Hong Kong to Macau: How to Get There | Hong Kong Pass

By sea or by air, plan your visit and find out the best ways to get from Hong Kong to Macau with our handy travel guide.

If you have a spare day or two, getting away from Hong Kong isn’t a bad shout and there’s a number of easy trips open to you - whether you’re hopping across the border to mainland China or venturing further afield. One of our favourite places happens to be Macau, a nearby island which still bears gorgeous architectural details from its Portuguese heritage. Over the years, it’s become akin to an Asian Las Vegas as more casinos have opened up including The Venetian and Paris.

Macau Ferry

The Macau Ferry is easily one of the easiest ways to get from Hong Kong to Macau and it’s much cheaper than grabbing a helicopter across. If you wander down to Macau Ferry Terminal in Central or China Ferry Terminal in Tsim Sha tsui, you’ll be able to grab a boat over that way. Just remember to bring your passport as it’s technically not a part of Hong Kong - it’s a special administrative region. There’s a number of ferry liners that go between Hong Kong and Macau, though the Cotai Water Jet and TurboJET are perhaps the most popular. Ferries run regularly between the two island, but it’s always worth checking the schedule in advance especially if there’s a typhoon or coloured rainstorm warning in effect.

With a number of grab and go restaurants as well as boutiques, it’s worth grabbing something to eat there and heading over to your gate early. Unless you’ve booked a first class seat, seats tend to be allocated on a first come first serve basis. If you’re really early, you can even try your luck and join a standby queue for an earlier ferry if you’re desperate to get either back to HK or can’t wait to leave it behind.

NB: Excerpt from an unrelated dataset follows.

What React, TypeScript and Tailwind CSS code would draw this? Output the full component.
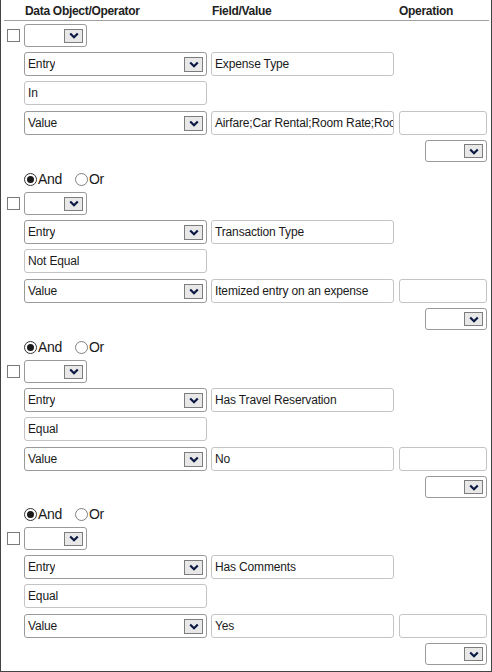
import React from "react";

const Chevron = () => (
  <svg width="10" height="7" viewBox="0 0 10 7">
    <path d="M1.2 1.5 L5 5.2 L8.8 1.5" fill="none" stroke="#0a1a44" strokeWidth="2.2" />
  </svg>
);

const DropBtn = ({ h }: { h: number }) => (
  <span
    className="flex items-center justify-center w-[19px] border border-[#7d7d7d] bg-[#e8e8e8] shrink-0"
    style={{ height: h }}
  >
    <Chevron />
  </span>
);

const Select = ({ label, w, h, btnH }: { label?: string; w: number; h: number; btnH: number }) => (
  <div
    className="flex items-center justify-between rounded-[3px] border border-[#9a9a9a] bg-white pl-[3px] pr-[3px] shrink-0"
    style={{ width: w, height: h }}
  >
    <span className="truncate">{label ?? ""}</span>
    <DropBtn h={btnH} />
  </div>
);

const Input = ({ value, w }: { value?: string; w: number }) => (
  <div
    className="flex items-center rounded-[3px] border border-[#c4c4c4] bg-white pl-[3px] overflow-hidden whitespace-nowrap shrink-0 h-[24px]"
    style={{ width: w }}
  >
    {value ?? ""}
  </div>
);

const Radio = ({ checked, label }: { checked: boolean; label: string }) => (
  <span className="flex items-center">
    <span
      className={
        "flex items-center justify-center w-[13px] h-[13px] rounded-full border bg-white " +
        (checked ? "border-[#333]" : "border-[#808080]")
      }
    >
      {checked && <span className="block w-[7px] h-[7px] rounded-full bg-[#1a1a1a]" />}
    </span>
    <span className="ml-[1px] text-[14px] leading-[16px] tracking-[-0.3px] text-[#1a1a1a]">{label}</span>
  </span>
);

type Row = { field: string; op: string; value: string };

const rows: Row[] = [
  { field: "Expense Type", op: "In", value: "Airfare;Car Rental;Room Rate;Room Tax" },
  { field: "Transaction Type", op: "Not Equal", value: "Itemized entry on an expense" },
  { field: "Has Travel Reservation", op: "Equal", value: "No" },
  { field: "Has Comments", op: "Equal", value: "Yes" },
];

const Block = ({ r, i }: { r: Row; i: number }) => (
  <div className="flex flex-col">
    {i === 0 ? (
      <div className="h-[3px]" />
    ) : (
      <div
        className={
          (i === 3 ? "h-[29px] pt-[3px]" : "h-[30px] pt-[4px]") + " pl-[23px] flex items-center gap-[13px]"
        }
      >
        <Radio checked label="And" />
        <Radio checked={false} label="Or" />
      </div>
    )}
    <div className="flex items-center pl-[6px] gap-[4px]">
      <span className="block w-[13px] h-[13px] border border-[#7a7a7a] bg-white" />
      <Select w={63} h={23} btnH={14} />
    </div>
    <div className="flex pl-[23px] mt-[5px]">
      <Select label="Entry" w={183} h={24} btnH={15} />
      <div className="ml-[4px]">
        <Input value={r.field} w={183} />
      </div>
    </div>
    <div className="flex pl-[23px] mt-[5px]">
      <Input value={r.op} w={183} />
    </div>
    <div className="flex pl-[23px] mt-[6px]">
      <Select label="Value" w={183} h={24} btnH={15} />
      <div className="ml-[4px]">
        <Input value={r.value} w={183} />
      </div>
      <div className="ml-[5px]">
        <Input w={88} />
      </div>
    </div>
    <div className="flex justify-end pr-[4px] mt-[5px]">
      <Select w={62} h={22} btnH={14} />
    </div>
  </div>
);

export default function App() {
  return (
    <div className="w-[492px] h-[672px] bg-white border-l border-r border-b border-[#444] overflow-hidden font-['Liberation_Sans',Arial,sans-serif] text-[12px] tracking-[-0.15px] text-[#1a1a1a]">
      <div className="h-[21px] ml-[3px] mr-[2px] border-b border-[#a0a0a0] flex pt-[3px] leading-[16px] font-bold text-[#222] tracking-[-0.3px]">
        <span className="ml-[21px] w-[187px]">Data Object/Operator</span>
        <span className="w-[187px]">Field/Value</span>
        <span>Operation</span>
      </div>
      {rows.map((r, i) => (
        <Block key={i} r={r} i={i} />
      ))}
    </div>
  );
}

How to book Macau ferry tickets
If you have a Hong Kong Pass - you can enjoy a free return journey from Hong Kong to Macau on Cotai Jet. Simply show your Hong Kong Pass at the ""Online Beng Seng"" counter in the Sheung Wan Hong Kong Macau Ferry Terminal to collect your ticket for your chosen sailing.

Alternatively, Macau ferry tickets can be booked through a number of different methods. If you’re keen on booking one from the comfort of your hotel room, they can be booked online through TurboJET and Cotai Water Jet’s official websites. Additionally, you can also show up in person and buy the tickets at the terminal or through a travel agent - hotel packages will usually come with a return ferry ticket.


Looking to jet over to Macau in style? If you have a bit more cash to splash, you can grab a helicopter from Macau Ferry terminal and jet over to the nearby island. Make sure to bring your camera though as you’ll definitely want to grab a shot of Victoria Harbour and the Hong Kong skyline as you depart.

Things to do in Macau

Try your luck
Macau has always been filled with casinos and in recent years, it’s drawn even bigger and grander names all the way from Las Vegas. The City of Dreams, an interconnected network of hotels and casinos including Hard Rock Hotel, is a popular favourite while it’s easy to spend horus getting lost in The Venetian. Studio City is also one of the more recent openings in Macau and it’s a total trip, modelled after Hollywood movies and the streets of Los Angeles.

See a show
The House of Dancing Water is one of the most stunning spectacles in Macau, bringing together Cirque De Soleil-esque acrobatics, magical water performances and Chinese mythology. It’s well worth taking a look and if you’re looking for a hotel, the Hard Rock Hotel frequently does packages which include the cost of the ticket. The Batman VR experience at Studio City is also unforgettable - it’s a jaw-dropping and heart-pumping experience in which the Caped Crusader takes you along on a crime-fighting mission through Gotham City.

Eat Portuguese food
Macau still bears the legacy of its Portuguese occupation, with snatches of the language being tossed around and some truly authentic cuisine. One of the best places to grab a meal is at Fernando’s, which you’ll need a cab to take you out to, but it’s well worth it as it’s a true local gem. Serving up juicy suckling pig, garlicky spiced prawns and more, it’s all best washed down with a ruby red wine before retiring to Fernando’s relaxing courtyard. If you’re just wandering around the city, you also have to be sure to grab one of Macau’s famed egg tarts or breaded pork buns.